**Direction:** Write out the data again exactly, skipping every picture.

**Data provided:**
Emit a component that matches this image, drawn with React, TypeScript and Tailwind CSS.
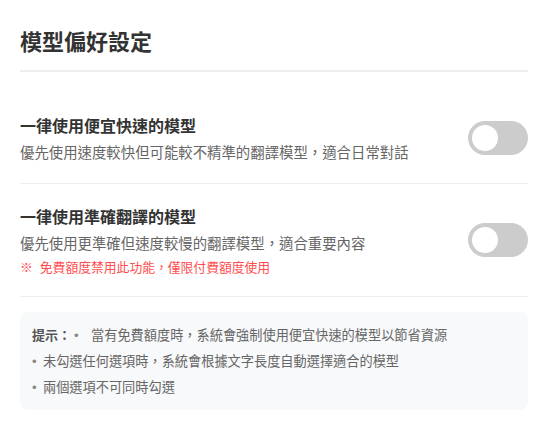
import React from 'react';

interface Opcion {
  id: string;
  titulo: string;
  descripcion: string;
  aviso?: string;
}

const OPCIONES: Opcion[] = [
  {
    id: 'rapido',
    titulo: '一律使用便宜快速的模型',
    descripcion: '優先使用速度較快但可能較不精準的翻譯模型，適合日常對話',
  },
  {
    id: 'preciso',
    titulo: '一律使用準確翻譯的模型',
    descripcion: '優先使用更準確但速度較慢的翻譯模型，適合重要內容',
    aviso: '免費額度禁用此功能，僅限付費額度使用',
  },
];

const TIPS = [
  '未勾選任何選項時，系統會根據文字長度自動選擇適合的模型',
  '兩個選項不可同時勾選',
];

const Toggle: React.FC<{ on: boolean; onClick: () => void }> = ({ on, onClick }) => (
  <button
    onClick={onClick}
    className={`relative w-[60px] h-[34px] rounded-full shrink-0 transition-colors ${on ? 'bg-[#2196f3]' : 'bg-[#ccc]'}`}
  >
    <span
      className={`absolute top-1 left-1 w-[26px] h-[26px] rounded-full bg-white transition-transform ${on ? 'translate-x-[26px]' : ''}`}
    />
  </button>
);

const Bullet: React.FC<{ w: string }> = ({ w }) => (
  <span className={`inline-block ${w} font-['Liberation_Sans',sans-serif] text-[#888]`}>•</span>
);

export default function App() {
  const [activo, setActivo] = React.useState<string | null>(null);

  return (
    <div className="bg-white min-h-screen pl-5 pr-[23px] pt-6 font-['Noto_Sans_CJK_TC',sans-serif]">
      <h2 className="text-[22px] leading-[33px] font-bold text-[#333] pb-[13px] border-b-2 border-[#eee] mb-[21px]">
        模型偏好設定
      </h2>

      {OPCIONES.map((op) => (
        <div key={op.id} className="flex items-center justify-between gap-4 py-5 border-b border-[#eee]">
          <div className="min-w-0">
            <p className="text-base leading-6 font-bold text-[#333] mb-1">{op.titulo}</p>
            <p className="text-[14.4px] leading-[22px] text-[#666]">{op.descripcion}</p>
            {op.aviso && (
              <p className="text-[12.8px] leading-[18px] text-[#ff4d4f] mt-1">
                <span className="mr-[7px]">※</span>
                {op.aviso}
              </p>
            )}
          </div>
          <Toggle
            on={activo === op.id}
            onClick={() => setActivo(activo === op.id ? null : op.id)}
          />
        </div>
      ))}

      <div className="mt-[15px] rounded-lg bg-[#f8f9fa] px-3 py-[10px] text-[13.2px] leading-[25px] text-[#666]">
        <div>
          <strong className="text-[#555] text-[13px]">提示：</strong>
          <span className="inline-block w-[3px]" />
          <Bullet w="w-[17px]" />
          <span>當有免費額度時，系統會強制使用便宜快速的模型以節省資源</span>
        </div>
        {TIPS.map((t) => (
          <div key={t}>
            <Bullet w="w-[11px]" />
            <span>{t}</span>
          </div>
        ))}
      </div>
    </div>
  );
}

**Output of the exercise:**
Emit a component that matches this image, drawn with React, TypeScript and Tailwind CSS.
import React from 'react';

interface Opcion {
  id: string;
  titulo: string;
  descripcion: string;
  aviso?: string;
}

const OPCIONES: Opcion[] = [
  {
    id: 'rapido',
    titulo: '一律使用便宜快速的模型',
    descripcion: '優先使用速度較快但可能較不精準的翻譯模型，適合日常對話',
  },
  {
    id: 'preciso',
    titulo: '一律使用準確翻譯的模型',
    descripcion: '優先使用更準確但速度較慢的翻譯模型，適合重要內容',
    aviso: '免費額度禁用此功能，僅限付費額度使用',
  },
];

const TIPS = [
  '未勾選任何選項時，系統會根據文字長度自動選擇適合的模型',
  '兩個選項不可同時勾選',
];

const Toggle: React.FC<{ on: boolean; onClick: () => void }> = ({ on, onClick }) => (
  <button
    onClick={onClick}
    className={`relative w-[60px] h-[34px] rounded-full shrink-0 transition-colors ${on ? 'bg-[#2196f3]' : 'bg-[#ccc]'}`}
  >
    <span
      className={`absolute top-1 left-1 w-[26px] h-[26px] rounded-full bg-white transition-transform ${on ? 'translate-x-[26px]' : ''}`}
    />
  </button>
);

const Bullet: React.FC<{ w: string }> = ({ w }) => (
  <span className={`inline-block ${w} font-['Liberation_Sans',sans-serif] text-[#888]`}>•</span>
);

export default function App() {
  const [activo, setActivo] = React.useState<string | null>(null);

  return (
    <div className="bg-white min-h-screen pl-5 pr-[23px] pt-6 font-['Noto_Sans_CJK_TC',sans-serif]">
      <h2 className="text-[22px] leading-[33px] font-bold text-[#333] pb-[13px] border-b-2 border-[#eee] mb-[21px]">
        模型偏好設定
      </h2>

      {OPCIONES.map((op) => (
        <div key={op.id} className="flex items-center justify-between gap-4 py-5 border-b border-[#eee]">
          <div className="min-w-0">
            <p className="text-base leading-6 font-bold text-[#333] mb-1">{op.titulo}</p>
            <p className="text-[14.4px] leading-[22px] text-[#666]">{op.descripcion}</p>
            {op.aviso && (
              <p className="text-[12.8px] leading-[18px] text-[#ff4d4f] mt-1">
                <span className="mr-[7px]">※</span>
                {op.aviso}
              </p>
            )}
          </div>
          <Toggle
            on={activo === op.id}
            onClick={() => setActivo(activo === op.id ? null : op.id)}
          />
        </div>
      ))}

      <div className="mt-[15px] rounded-lg bg-[#f8f9fa] px-3 py-[10px] text-[13.2px] leading-[25px] text-[#666]">
        <div>
          <strong className="text-[#555] text-[13px]">提示：</strong>
          <span className="inline-block w-[3px]" />
          <Bullet w="w-[17px]" />
          <span>當有免費額度時，系統會強制使用便宜快速的模型以節省資源</span>
        </div>
        {TIPS.map((t) => (
          <div key={t}>
            <Bullet w="w-[11px]" />
            <span>{t}</span>
          </div>
        ))}
      </div>
    </div>
  );
}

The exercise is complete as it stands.